_DATA EXCERPT_.
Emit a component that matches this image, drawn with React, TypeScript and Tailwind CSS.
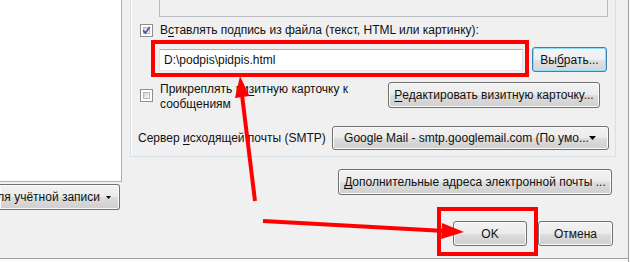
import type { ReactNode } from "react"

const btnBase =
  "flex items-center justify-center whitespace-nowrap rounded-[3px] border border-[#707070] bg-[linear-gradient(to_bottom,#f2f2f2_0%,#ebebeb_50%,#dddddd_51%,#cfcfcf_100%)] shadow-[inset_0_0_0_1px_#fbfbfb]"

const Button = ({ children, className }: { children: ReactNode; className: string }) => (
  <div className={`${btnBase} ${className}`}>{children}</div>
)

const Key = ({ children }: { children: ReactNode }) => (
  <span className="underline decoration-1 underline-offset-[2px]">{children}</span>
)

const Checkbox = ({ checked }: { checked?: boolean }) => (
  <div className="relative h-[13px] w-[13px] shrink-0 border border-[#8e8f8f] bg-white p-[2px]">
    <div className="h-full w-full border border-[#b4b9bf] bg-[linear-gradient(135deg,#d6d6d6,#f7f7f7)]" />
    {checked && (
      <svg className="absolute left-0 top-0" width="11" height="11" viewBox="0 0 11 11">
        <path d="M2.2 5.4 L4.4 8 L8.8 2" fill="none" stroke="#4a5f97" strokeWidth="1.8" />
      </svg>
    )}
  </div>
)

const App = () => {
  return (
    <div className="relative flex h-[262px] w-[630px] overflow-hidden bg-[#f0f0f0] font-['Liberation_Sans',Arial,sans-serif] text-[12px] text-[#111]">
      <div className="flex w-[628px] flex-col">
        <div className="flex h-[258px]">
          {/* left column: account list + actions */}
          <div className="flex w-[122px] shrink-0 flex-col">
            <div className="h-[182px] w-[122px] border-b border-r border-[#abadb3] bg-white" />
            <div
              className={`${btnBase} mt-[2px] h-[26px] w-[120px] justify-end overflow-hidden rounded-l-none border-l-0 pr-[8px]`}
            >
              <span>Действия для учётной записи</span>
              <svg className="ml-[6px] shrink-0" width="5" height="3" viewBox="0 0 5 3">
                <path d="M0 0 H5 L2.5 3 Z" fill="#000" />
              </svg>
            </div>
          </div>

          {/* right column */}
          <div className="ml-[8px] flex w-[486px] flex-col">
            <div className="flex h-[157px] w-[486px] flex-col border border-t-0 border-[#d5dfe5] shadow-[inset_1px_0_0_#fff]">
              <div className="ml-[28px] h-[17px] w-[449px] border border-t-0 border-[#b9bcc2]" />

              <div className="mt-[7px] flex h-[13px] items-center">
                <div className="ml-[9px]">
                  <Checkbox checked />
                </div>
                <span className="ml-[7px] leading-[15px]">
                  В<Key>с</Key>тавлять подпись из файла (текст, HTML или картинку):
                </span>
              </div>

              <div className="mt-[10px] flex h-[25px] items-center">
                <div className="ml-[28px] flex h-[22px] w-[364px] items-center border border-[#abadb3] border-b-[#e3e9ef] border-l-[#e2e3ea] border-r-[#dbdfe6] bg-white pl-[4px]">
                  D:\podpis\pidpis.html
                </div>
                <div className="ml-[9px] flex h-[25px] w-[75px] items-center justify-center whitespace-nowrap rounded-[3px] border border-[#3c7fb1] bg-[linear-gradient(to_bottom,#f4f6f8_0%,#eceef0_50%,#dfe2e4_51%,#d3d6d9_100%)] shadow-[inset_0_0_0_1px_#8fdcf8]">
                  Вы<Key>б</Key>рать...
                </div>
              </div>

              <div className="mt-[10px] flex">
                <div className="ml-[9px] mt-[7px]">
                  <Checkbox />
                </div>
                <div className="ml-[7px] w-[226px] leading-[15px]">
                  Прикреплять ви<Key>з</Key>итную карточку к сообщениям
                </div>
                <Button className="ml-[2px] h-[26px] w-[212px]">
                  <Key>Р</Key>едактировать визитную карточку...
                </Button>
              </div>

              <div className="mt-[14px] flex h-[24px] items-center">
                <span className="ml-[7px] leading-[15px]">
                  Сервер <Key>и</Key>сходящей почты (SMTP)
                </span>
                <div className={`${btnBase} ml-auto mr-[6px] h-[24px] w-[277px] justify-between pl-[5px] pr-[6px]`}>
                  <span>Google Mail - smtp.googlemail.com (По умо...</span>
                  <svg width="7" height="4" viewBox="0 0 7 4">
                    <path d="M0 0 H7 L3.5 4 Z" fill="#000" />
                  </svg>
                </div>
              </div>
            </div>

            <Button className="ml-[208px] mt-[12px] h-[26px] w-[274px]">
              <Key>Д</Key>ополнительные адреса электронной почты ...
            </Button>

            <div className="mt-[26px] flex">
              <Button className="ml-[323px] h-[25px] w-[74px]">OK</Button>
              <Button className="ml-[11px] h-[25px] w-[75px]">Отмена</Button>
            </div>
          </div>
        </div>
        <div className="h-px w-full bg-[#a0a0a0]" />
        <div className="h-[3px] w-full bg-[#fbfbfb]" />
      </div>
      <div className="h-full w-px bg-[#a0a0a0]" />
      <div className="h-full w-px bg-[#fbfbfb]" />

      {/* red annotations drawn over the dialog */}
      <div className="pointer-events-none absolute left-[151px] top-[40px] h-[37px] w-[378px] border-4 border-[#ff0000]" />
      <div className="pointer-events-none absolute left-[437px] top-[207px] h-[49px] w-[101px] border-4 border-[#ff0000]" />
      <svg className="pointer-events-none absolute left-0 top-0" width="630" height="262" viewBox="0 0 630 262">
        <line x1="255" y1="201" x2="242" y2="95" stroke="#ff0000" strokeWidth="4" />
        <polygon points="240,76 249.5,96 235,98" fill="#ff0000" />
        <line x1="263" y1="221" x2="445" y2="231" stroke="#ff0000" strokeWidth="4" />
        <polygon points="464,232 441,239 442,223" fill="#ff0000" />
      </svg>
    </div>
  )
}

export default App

_GOAL_.
Go through the listing above and quote it exactly, apart from its images.

_EXERCISE OUTPUT_.
Emit a component that matches this image, drawn with React, TypeScript and Tailwind CSS.
import type { ReactNode } from "react"

const btnBase =
  "flex items-center justify-center whitespace-nowrap rounded-[3px] border border-[#707070] bg-[linear-gradient(to_bottom,#f2f2f2_0%,#ebebeb_50%,#dddddd_51%,#cfcfcf_100%)] shadow-[inset_0_0_0_1px_#fbfbfb]"

const Button = ({ children, className }: { children: ReactNode; className: string }) => (
  <div className={`${btnBase} ${className}`}>{children}</div>
)

const Key = ({ children }: { children: ReactNode }) => (
  <span className="underline decoration-1 underline-offset-[2px]">{children}</span>
)

const Checkbox = ({ checked }: { checked?: boolean }) => (
  <div className="relative h-[13px] w-[13px] shrink-0 border border-[#8e8f8f] bg-white p-[2px]">
    <div className="h-full w-full border border-[#b4b9bf] bg-[linear-gradient(135deg,#d6d6d6,#f7f7f7)]" />
    {checked && (
      <svg className="absolute left-0 top-0" width="11" height="11" viewBox="0 0 11 11">
        <path d="M2.2 5.4 L4.4 8 L8.8 2" fill="none" stroke="#4a5f97" strokeWidth="1.8" />
      </svg>
    )}
  </div>
)

const App = () => {
  return (
    <div className="relative flex h-[262px] w-[630px] overflow-hidden bg-[#f0f0f0] font-['Liberation_Sans',Arial,sans-serif] text-[12px] text-[#111]">
      <div className="flex w-[628px] flex-col">
        <div className="flex h-[258px]">
          {/* left column: account list + actions */}
          <div className="flex w-[122px] shrink-0 flex-col">
            <div className="h-[182px] w-[122px] border-b border-r border-[#abadb3] bg-white" />
            <div
              className={`${btnBase} mt-[2px] h-[26px] w-[120px] justify-end overflow-hidden rounded-l-none border-l-0 pr-[8px]`}
            >
              <span>Действия для учётной записи</span>
              <svg className="ml-[6px] shrink-0" width="5" height="3" viewBox="0 0 5 3">
                <path d="M0 0 H5 L2.5 3 Z" fill="#000" />
              </svg>
            </div>
          </div>

          {/* right column */}
          <div className="ml-[8px] flex w-[486px] flex-col">
            <div className="flex h-[157px] w-[486px] flex-col border border-t-0 border-[#d5dfe5] shadow-[inset_1px_0_0_#fff]">
              <div className="ml-[28px] h-[17px] w-[449px] border border-t-0 border-[#b9bcc2]" />

              <div className="mt-[7px] flex h-[13px] items-center">
                <div className="ml-[9px]">
                  <Checkbox checked />
                </div>
                <span className="ml-[7px] leading-[15px]">
                  В<Key>с</Key>тавлять подпись из файла (текст, HTML или картинку):
                </span>
              </div>

              <div className="mt-[10px] flex h-[25px] items-center">
                <div className="ml-[28px] flex h-[22px] w-[364px] items-center border border-[#abadb3] border-b-[#e3e9ef] border-l-[#e2e3ea] border-r-[#dbdfe6] bg-white pl-[4px]">
                  D:\podpis\pidpis.html
                </div>
                <div className="ml-[9px] flex h-[25px] w-[75px] items-center justify-center whitespace-nowrap rounded-[3px] border border-[#3c7fb1] bg-[linear-gradient(to_bottom,#f4f6f8_0%,#eceef0_50%,#dfe2e4_51%,#d3d6d9_100%)] shadow-[inset_0_0_0_1px_#8fdcf8]">
                  Вы<Key>б</Key>рать...
                </div>
              </div>

              <div className="mt-[10px] flex">
                <div className="ml-[9px] mt-[7px]">
                  <Checkbox />
                </div>
                <div className="ml-[7px] w-[226px] leading-[15px]">
                  Прикреплять ви<Key>з</Key>итную карточку к сообщениям
                </div>
                <Button className="ml-[2px] h-[26px] w-[212px]">
                  <Key>Р</Key>едактировать визитную карточку...
                </Button>
              </div>

              <div className="mt-[14px] flex h-[24px] items-center">
                <span className="ml-[7px] leading-[15px]">
                  Сервер <Key>и</Key>сходящей почты (SMTP)
                </span>
                <div className={`${btnBase} ml-auto mr-[6px] h-[24px] w-[277px] justify-between pl-[5px] pr-[6px]`}>
                  <span>Google Mail - smtp.googlemail.com (По умо...</span>
                  <svg width="7" height="4" viewBox="0 0 7 4">
                    <path d="M0 0 H7 L3.5 4 Z" fill="#000" />
                  </svg>
                </div>
              </div>
            </div>

            <Button className="ml-[208px] mt-[12px] h-[26px] w-[274px]">
              <Key>Д</Key>ополнительные адреса электронной почты ...
            </Button>

            <div className="mt-[26px] flex">
              <Button className="ml-[323px] h-[25px] w-[74px]">OK</Button>
              <Button className="ml-[11px] h-[25px] w-[75px]">Отмена</Button>
            </div>
          </div>
        </div>
        <div className="h-px w-full bg-[#a0a0a0]" />
        <div className="h-[3px] w-full bg-[#fbfbfb]" />
      </div>
      <div className="h-full w-px bg-[#a0a0a0]" />
      <div className="h-full w-px bg-[#fbfbfb]" />

      {/* red annotations drawn over the dialog */}
      <div className="pointer-events-none absolute left-[151px] top-[40px] h-[37px] w-[378px] border-4 border-[#ff0000]" />
      <div className="pointer-events-none absolute left-[437px] top-[207px] h-[49px] w-[101px] border-4 border-[#ff0000]" />
      <svg className="pointer-events-none absolute left-0 top-0" width="630" height="262" viewBox="0 0 630 262">
        <line x1="255" y1="201" x2="242" y2="95" stroke="#ff0000" strokeWidth="4" />
        <polygon points="240,76 249.5,96 235,98" fill="#ff0000" />
        <line x1="263" y1="221" x2="445" y2="231" stroke="#ff0000" strokeWidth="4" />
        <polygon points="464,232 441,239 442,223" fill="#ff0000" />
      </svg>
    </div>
  )
}

export default App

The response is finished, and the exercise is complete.